### Recorded information:

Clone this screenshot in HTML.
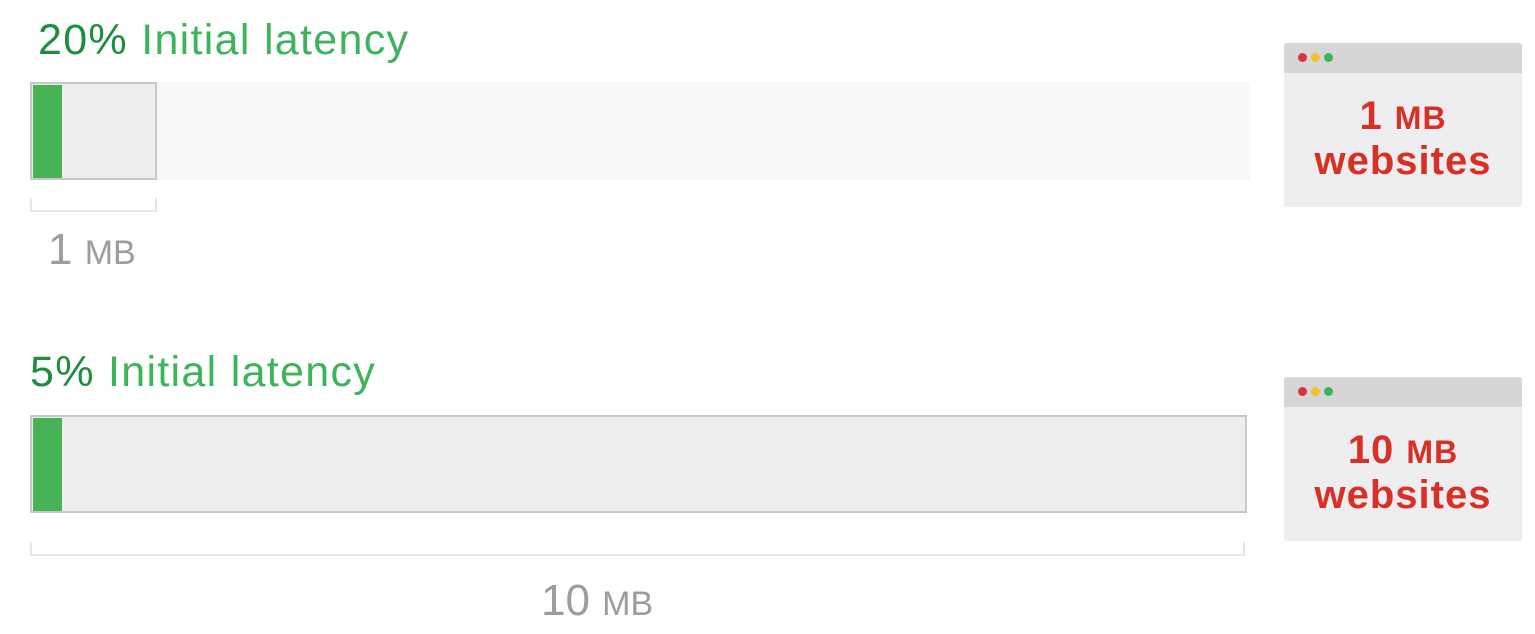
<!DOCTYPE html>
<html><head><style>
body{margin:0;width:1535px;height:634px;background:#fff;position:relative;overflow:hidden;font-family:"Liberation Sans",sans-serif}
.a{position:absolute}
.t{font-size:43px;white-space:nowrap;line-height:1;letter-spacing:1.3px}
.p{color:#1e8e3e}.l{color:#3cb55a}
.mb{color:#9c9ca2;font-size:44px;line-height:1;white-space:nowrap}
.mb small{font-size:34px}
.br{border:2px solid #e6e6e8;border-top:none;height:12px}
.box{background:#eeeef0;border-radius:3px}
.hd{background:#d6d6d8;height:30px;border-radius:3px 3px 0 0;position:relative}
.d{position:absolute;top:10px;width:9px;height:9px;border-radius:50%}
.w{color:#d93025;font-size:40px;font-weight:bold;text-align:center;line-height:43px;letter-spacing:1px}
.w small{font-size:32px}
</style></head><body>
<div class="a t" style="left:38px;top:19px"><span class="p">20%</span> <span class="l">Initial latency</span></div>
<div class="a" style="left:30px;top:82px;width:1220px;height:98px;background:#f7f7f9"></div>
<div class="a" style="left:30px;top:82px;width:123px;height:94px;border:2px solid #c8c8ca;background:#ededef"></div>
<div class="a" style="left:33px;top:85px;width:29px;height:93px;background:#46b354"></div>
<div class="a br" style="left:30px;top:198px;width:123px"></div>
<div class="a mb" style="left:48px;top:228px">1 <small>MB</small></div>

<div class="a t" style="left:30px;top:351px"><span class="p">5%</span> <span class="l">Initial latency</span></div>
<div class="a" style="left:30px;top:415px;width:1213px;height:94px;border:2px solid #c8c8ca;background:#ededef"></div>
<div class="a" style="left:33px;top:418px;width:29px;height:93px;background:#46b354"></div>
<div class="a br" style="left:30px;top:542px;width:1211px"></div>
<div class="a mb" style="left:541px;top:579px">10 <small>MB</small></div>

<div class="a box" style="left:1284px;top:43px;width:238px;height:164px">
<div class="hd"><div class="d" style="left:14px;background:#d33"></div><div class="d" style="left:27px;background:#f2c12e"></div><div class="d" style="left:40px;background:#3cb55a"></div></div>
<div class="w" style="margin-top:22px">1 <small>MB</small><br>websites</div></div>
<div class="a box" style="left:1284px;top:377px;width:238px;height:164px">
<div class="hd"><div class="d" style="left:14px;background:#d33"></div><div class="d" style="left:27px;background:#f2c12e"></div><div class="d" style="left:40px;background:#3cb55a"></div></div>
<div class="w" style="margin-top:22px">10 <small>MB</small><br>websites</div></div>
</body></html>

### Task statement:
Restate the whole of the material word for word without the pictures.

### Exercise solution:
Clone this screenshot in HTML.
<!DOCTYPE html>
<html><head><style>
body{margin:0;width:1535px;height:634px;background:#fff;position:relative;overflow:hidden;font-family:"Liberation Sans",sans-serif}
.a{position:absolute}
.t{font-size:43px;white-space:nowrap;line-height:1;letter-spacing:1.3px}
.p{color:#1e8e3e}.l{color:#3cb55a}
.mb{color:#9c9ca2;font-size:44px;line-height:1;white-space:nowrap}
.mb small{font-size:34px}
.br{border:2px solid #e6e6e8;border-top:none;height:12px}
.box{background:#eeeef0;border-radius:3px}
.hd{background:#d6d6d8;height:30px;border-radius:3px 3px 0 0;position:relative}
.d{position:absolute;top:10px;width:9px;height:9px;border-radius:50%}
.w{color:#d93025;font-size:40px;font-weight:bold;text-align:center;line-height:43px;letter-spacing:1px}
.w small{font-size:32px}
</style></head><body>
<div class="a t" style="left:38px;top:19px"><span class="p">20%</span> <span class="l">Initial latency</span></div>
<div class="a" style="left:30px;top:82px;width:1220px;height:98px;background:#f7f7f9"></div>
<div class="a" style="left:30px;top:82px;width:123px;height:94px;border:2px solid #c8c8ca;background:#ededef"></div>
<div class="a" style="left:33px;top:85px;width:29px;height:93px;background:#46b354"></div>
<div class="a br" style="left:30px;top:198px;width:123px"></div>
<div class="a mb" style="left:48px;top:228px">1 <small>MB</small></div>

<div class="a t" style="left:30px;top:351px"><span class="p">5%</span> <span class="l">Initial latency</span></div>
<div class="a" style="left:30px;top:415px;width:1213px;height:94px;border:2px solid #c8c8ca;background:#ededef"></div>
<div class="a" style="left:33px;top:418px;width:29px;height:93px;background:#46b354"></div>
<div class="a br" style="left:30px;top:542px;width:1211px"></div>
<div class="a mb" style="left:541px;top:579px">10 <small>MB</small></div>

<div class="a box" style="left:1284px;top:43px;width:238px;height:164px">
<div class="hd"><div class="d" style="left:14px;background:#d33"></div><div class="d" style="left:27px;background:#f2c12e"></div><div class="d" style="left:40px;background:#3cb55a"></div></div>
<div class="w" style="margin-top:22px">1 <small>MB</small><br>websites</div></div>
<div class="a box" style="left:1284px;top:377px;width:238px;height:164px">
<div class="hd"><div class="d" style="left:14px;background:#d33"></div><div class="d" style="left:27px;background:#f2c12e"></div><div class="d" style="left:40px;background:#3cb55a"></div></div>
<div class="w" style="margin-top:22px">10 <small>MB</small><br>websites</div></div>
</body></html>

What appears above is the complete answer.